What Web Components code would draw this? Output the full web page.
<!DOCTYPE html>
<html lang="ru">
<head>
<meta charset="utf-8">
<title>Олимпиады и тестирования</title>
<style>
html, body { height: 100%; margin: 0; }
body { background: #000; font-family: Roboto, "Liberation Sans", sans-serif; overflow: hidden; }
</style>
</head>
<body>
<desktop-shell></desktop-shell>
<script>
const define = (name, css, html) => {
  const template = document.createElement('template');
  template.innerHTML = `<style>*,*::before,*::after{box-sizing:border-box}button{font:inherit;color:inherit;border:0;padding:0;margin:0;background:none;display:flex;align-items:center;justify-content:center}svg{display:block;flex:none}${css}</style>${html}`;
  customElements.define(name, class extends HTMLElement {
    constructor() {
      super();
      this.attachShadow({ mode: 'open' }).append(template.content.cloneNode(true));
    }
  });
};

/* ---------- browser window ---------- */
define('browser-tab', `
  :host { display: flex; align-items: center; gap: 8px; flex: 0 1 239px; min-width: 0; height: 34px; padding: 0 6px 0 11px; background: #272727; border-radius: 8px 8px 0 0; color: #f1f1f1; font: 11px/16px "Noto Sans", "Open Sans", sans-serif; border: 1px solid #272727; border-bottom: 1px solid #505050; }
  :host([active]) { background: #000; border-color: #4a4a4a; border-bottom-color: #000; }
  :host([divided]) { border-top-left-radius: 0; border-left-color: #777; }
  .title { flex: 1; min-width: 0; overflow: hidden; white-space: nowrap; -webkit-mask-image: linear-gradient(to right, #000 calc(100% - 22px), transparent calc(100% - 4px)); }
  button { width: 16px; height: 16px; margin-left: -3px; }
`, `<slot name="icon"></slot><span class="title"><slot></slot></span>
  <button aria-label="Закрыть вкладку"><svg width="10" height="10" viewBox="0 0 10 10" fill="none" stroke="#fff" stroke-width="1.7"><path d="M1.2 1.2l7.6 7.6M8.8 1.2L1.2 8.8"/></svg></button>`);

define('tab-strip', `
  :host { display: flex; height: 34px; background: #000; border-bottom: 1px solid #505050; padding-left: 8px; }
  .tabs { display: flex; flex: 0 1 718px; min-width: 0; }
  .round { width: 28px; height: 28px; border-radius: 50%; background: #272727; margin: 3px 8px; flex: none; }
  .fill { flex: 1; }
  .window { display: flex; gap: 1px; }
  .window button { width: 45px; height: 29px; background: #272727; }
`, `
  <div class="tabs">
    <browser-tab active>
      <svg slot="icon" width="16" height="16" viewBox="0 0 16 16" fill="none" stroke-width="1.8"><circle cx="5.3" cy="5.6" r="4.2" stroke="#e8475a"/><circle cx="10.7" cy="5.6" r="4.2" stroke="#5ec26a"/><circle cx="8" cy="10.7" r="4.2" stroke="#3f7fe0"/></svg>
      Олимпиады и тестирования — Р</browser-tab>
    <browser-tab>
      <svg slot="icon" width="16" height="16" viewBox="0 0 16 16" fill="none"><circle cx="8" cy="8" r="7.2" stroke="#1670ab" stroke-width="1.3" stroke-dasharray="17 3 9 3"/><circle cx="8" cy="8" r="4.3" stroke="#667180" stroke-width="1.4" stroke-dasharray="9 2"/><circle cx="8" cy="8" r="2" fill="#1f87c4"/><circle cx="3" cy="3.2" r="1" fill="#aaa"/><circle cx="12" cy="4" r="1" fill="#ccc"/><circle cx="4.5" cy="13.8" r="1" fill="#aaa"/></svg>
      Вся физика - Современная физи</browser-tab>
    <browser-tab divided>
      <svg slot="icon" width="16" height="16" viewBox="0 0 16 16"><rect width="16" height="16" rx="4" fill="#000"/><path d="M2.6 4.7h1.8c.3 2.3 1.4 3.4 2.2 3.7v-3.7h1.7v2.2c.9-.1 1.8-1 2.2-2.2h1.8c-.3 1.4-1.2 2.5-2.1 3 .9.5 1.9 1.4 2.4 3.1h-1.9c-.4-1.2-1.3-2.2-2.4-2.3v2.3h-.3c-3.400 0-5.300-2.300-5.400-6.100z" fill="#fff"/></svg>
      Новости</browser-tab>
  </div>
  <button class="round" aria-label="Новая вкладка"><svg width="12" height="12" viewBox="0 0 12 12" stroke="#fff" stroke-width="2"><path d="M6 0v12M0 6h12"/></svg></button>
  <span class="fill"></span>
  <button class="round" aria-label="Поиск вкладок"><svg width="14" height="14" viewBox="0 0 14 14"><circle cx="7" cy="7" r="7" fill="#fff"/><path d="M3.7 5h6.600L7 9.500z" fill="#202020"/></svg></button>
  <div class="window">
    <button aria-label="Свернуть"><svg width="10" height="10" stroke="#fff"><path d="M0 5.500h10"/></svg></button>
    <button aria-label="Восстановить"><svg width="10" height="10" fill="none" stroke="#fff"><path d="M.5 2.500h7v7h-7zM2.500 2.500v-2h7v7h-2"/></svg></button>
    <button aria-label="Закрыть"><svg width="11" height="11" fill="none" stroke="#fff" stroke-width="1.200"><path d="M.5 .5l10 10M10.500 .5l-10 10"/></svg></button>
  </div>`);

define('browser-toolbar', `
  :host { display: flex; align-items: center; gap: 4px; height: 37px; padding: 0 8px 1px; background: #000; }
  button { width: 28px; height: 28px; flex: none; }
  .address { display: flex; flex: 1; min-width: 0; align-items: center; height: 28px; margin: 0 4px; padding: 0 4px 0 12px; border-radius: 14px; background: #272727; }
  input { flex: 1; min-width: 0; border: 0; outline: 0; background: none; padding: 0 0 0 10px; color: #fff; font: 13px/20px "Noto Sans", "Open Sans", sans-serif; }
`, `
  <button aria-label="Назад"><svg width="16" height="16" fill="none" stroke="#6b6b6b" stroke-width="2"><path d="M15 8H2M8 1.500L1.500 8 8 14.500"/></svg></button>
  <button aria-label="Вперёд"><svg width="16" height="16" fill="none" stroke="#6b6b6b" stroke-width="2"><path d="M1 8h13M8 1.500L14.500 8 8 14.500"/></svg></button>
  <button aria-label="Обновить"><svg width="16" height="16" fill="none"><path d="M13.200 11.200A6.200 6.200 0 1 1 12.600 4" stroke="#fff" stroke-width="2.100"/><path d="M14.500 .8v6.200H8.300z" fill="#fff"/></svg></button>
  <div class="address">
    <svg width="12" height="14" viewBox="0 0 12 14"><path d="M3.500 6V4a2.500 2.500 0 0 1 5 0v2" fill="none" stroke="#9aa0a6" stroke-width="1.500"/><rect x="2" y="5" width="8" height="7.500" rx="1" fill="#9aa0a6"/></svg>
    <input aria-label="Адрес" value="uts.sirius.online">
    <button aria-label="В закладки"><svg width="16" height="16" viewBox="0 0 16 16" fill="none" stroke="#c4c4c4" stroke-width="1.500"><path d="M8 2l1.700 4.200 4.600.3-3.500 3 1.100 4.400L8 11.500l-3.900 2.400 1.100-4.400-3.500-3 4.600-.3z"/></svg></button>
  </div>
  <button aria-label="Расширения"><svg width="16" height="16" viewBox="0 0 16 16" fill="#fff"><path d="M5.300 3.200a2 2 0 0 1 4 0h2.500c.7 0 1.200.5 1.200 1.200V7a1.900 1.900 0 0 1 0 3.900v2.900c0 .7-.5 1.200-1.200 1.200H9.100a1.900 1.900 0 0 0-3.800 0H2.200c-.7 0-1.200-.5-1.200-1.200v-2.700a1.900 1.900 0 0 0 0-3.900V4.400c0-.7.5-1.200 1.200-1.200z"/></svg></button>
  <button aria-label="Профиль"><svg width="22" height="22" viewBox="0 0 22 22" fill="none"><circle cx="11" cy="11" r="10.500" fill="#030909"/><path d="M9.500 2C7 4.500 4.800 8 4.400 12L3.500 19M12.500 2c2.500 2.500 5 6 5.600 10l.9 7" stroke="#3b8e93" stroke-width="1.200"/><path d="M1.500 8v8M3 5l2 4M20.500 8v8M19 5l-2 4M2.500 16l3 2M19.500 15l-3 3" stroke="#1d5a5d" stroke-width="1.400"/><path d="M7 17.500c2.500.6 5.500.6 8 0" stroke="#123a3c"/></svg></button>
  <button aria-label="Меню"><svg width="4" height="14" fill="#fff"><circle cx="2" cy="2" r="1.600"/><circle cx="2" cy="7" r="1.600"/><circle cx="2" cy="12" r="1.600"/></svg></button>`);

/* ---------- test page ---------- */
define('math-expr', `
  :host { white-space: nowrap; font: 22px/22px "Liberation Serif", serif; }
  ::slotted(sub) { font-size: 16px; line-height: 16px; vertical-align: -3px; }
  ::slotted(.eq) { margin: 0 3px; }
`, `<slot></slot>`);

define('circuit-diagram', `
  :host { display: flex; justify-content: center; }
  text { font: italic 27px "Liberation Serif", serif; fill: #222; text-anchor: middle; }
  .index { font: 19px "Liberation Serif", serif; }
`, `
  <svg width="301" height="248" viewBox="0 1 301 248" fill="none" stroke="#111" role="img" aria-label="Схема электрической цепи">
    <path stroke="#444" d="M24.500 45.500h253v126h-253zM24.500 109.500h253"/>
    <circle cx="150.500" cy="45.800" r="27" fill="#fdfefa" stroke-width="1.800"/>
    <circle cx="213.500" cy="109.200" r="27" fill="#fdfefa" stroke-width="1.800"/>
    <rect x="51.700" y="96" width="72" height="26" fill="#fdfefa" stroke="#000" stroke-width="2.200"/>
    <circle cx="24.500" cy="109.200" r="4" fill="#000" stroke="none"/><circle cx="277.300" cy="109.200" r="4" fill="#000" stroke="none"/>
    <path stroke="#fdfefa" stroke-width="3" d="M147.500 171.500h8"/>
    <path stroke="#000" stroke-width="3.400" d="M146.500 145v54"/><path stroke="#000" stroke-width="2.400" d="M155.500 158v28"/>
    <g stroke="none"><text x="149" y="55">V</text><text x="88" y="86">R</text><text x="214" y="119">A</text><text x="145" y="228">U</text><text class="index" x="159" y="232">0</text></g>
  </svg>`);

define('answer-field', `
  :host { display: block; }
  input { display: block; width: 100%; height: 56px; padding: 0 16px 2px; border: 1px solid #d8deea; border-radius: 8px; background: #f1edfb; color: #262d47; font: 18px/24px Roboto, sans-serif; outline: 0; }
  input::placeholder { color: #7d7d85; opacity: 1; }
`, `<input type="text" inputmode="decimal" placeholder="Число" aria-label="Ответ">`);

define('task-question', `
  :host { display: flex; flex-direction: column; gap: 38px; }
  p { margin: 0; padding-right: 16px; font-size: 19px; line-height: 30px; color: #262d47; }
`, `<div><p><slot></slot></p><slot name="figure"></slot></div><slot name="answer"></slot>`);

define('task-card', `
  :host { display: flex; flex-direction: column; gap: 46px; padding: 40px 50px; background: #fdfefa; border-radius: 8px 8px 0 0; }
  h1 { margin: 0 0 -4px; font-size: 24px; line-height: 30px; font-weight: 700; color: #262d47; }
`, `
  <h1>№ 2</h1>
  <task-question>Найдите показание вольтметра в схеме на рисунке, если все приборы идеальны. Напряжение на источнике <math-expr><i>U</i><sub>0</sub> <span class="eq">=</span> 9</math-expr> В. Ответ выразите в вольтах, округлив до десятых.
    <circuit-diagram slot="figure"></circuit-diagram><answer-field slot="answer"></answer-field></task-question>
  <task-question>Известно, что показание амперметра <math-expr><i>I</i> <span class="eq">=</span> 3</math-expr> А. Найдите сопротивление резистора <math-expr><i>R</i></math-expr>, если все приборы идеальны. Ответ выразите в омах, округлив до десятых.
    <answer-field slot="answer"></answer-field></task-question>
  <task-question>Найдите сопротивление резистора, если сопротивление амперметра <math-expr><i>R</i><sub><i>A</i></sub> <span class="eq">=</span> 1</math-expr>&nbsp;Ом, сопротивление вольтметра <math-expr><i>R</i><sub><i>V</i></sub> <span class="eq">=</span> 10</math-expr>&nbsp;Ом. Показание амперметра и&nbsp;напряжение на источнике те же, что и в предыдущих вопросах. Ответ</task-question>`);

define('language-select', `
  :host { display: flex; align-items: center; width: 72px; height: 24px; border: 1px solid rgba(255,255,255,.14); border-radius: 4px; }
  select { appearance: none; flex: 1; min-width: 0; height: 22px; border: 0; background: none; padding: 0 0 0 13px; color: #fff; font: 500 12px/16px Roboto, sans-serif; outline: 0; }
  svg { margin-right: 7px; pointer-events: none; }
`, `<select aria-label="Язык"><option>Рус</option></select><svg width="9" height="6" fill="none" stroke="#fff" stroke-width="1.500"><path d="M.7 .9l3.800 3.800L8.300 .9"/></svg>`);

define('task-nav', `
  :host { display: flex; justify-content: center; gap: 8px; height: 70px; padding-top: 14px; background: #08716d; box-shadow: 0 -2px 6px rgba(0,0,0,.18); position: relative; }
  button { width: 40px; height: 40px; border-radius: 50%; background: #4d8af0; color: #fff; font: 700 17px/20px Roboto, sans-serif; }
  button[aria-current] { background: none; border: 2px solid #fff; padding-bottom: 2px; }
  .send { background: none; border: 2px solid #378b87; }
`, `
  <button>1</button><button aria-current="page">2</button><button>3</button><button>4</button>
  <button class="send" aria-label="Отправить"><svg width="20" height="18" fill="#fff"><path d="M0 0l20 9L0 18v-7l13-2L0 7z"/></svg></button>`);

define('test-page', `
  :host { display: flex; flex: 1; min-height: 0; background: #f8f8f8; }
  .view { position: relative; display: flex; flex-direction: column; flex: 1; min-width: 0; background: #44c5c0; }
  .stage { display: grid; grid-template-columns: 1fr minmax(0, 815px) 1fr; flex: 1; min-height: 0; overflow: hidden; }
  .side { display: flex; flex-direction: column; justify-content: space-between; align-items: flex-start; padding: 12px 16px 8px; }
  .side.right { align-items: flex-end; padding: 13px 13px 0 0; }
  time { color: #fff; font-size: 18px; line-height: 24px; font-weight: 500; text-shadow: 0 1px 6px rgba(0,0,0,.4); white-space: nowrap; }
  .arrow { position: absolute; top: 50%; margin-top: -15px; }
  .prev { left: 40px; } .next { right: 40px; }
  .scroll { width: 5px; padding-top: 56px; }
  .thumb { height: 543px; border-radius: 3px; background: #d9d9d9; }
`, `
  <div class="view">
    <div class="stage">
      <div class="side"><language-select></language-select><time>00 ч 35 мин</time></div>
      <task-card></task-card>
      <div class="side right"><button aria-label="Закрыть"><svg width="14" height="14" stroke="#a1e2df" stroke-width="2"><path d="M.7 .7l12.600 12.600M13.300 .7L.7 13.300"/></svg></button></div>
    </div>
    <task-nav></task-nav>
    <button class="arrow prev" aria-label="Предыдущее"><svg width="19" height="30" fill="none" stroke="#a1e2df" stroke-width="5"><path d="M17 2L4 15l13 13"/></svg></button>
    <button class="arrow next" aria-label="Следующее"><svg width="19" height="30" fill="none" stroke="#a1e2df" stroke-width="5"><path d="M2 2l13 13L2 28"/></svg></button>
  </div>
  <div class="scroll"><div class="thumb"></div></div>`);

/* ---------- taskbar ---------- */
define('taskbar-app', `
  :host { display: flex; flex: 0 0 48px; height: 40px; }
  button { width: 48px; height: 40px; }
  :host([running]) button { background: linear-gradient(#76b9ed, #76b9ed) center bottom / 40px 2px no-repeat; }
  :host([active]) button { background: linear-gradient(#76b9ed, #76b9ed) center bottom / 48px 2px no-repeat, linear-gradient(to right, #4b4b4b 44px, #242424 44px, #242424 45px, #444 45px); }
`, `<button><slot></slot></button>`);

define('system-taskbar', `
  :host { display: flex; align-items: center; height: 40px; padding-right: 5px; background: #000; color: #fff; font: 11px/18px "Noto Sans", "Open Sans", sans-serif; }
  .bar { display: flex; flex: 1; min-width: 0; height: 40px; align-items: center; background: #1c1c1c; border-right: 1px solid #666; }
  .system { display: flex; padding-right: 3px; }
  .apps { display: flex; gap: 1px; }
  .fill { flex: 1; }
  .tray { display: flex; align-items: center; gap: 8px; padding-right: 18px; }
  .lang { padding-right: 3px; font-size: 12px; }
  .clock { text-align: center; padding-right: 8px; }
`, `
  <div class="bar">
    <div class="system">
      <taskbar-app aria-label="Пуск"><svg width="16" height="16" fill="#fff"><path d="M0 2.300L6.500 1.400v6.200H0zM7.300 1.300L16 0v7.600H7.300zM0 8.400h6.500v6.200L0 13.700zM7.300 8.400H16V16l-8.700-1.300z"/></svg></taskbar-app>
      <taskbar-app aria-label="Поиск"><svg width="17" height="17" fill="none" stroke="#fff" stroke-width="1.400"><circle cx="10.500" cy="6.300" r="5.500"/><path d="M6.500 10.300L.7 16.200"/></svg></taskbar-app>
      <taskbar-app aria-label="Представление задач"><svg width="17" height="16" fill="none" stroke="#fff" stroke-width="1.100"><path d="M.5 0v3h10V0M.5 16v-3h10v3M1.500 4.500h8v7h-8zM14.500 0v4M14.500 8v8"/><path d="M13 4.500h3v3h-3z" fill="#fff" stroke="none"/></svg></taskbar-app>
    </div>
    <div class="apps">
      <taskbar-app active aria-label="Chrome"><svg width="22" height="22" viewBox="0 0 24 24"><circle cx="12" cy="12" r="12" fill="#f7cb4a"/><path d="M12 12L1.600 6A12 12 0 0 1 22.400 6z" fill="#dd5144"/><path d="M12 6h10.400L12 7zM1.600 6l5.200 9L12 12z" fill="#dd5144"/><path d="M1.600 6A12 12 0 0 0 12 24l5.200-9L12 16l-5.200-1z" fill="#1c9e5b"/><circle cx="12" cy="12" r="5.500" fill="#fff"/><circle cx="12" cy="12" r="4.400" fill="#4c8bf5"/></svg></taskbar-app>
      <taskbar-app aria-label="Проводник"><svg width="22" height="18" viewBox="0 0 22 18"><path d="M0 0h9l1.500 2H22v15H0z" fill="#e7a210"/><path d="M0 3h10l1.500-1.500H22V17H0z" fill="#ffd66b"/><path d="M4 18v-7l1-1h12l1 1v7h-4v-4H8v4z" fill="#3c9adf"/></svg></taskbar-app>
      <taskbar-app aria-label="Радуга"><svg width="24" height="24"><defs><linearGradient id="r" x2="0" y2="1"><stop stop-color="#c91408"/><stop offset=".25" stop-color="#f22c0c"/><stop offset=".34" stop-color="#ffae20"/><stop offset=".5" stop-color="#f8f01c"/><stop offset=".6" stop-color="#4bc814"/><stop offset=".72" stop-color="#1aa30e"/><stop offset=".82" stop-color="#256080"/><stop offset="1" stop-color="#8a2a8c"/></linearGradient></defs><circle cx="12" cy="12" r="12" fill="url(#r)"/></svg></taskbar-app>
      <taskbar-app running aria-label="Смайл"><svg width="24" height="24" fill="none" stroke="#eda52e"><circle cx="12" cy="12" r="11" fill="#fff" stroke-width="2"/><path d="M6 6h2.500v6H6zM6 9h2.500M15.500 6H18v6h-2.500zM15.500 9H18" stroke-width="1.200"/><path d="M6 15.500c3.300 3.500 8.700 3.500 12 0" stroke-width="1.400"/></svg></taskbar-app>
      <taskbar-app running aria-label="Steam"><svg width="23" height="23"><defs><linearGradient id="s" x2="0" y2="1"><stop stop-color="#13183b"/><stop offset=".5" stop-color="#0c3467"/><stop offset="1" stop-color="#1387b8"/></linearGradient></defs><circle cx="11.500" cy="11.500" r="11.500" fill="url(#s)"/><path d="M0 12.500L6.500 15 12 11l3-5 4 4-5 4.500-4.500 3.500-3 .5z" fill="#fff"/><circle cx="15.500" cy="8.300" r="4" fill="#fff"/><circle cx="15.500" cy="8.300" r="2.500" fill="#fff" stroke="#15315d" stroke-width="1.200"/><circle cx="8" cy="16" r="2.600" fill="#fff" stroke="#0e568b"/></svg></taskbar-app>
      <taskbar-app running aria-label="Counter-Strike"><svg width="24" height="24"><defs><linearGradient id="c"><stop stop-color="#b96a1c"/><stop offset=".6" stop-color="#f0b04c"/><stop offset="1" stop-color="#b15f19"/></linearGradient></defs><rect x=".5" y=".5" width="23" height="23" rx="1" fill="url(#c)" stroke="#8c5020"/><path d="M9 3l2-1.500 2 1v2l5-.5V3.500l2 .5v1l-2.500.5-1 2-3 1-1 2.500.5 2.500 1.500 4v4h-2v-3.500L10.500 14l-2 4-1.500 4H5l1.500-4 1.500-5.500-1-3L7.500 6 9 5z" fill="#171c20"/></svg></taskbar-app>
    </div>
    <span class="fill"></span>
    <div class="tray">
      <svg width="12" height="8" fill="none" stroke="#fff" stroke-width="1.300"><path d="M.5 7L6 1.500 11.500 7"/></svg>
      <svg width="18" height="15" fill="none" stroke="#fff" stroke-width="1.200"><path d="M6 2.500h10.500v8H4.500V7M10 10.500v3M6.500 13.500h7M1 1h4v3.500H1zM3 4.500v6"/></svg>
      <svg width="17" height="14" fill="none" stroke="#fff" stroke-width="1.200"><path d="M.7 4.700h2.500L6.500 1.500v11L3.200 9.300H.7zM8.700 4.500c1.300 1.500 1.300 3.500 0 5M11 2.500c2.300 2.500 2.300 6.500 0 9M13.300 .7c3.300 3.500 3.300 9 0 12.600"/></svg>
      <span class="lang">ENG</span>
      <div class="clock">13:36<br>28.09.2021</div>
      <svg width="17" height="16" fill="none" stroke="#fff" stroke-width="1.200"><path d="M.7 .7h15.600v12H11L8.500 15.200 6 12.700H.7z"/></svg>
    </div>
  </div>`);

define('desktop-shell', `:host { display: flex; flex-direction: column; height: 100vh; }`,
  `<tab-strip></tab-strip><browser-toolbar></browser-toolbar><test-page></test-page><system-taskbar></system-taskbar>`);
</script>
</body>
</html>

Task requirements: Everything from the first line of the material through the line containing "1.2l7.6 7.6M8.8 1.2L1.2" is to be printed exactly; lines after that are to be left out.

Completed task:
What Web Components code would draw this? Output the full web page.
<!DOCTYPE html>
<html lang="ru">
<head>
<meta charset="utf-8">
<title>Олимпиады и тестирования</title>
<style>
html, body { height: 100%; margin: 0; }
body { background: #000; font-family: Roboto, "Liberation Sans", sans-serif; overflow: hidden; }
</style>
</head>
<body>
<desktop-shell></desktop-shell>
<script>
const define = (name, css, html) => {
  const template = document.createElement('template');
  template.innerHTML = `<style>*,*::before,*::after{box-sizing:border-box}button{font:inherit;color:inherit;border:0;padding:0;margin:0;background:none;display:flex;align-items:center;justify-content:center}svg{display:block;flex:none}${css}</style>${html}`;
  customElements.define(name, class extends HTMLElement {
    constructor() {
      super();
      this.attachShadow({ mode: 'open' }).append(template.content.cloneNode(true));
    }
  });
};

/* ---------- browser window ---------- */
define('browser-tab', `
  :host { display: flex; align-items: center; gap: 8px; flex: 0 1 239px; min-width: 0; height: 34px; padding: 0 6px 0 11px; background: #272727; border-radius: 8px 8px 0 0; color: #f1f1f1; font: 11px/16px "Noto Sans", "Open Sans", sans-serif; border: 1px solid #272727; border-bottom: 1px solid #505050; }
  :host([active]) { background: #000; border-color: #4a4a4a; border-bottom-color: #000; }
  :host([divided]) { border-top-left-radius: 0; border-left-color: #777; }
  .title { flex: 1; min-width: 0; overflow: hidden; white-space: nowrap; -webkit-mask-image: linear-gradient(to right, #000 calc(100% - 22px), transparent calc(100% - 4px)); }
  button { width: 16px; height: 16px; margin-left: -3px; }
`, `<slot name="icon"></slot><span class="title"><slot></slot></span>
  <button aria-label="Закрыть вкладку"><svg width="10" height="10" viewBox="0 0 10 10" fill="none" stroke="#fff" stroke-width="1.7"><path d="M1.2 1.2l7.6 7.6M8.8 1.2L1.2 8.8"/></svg></button>`);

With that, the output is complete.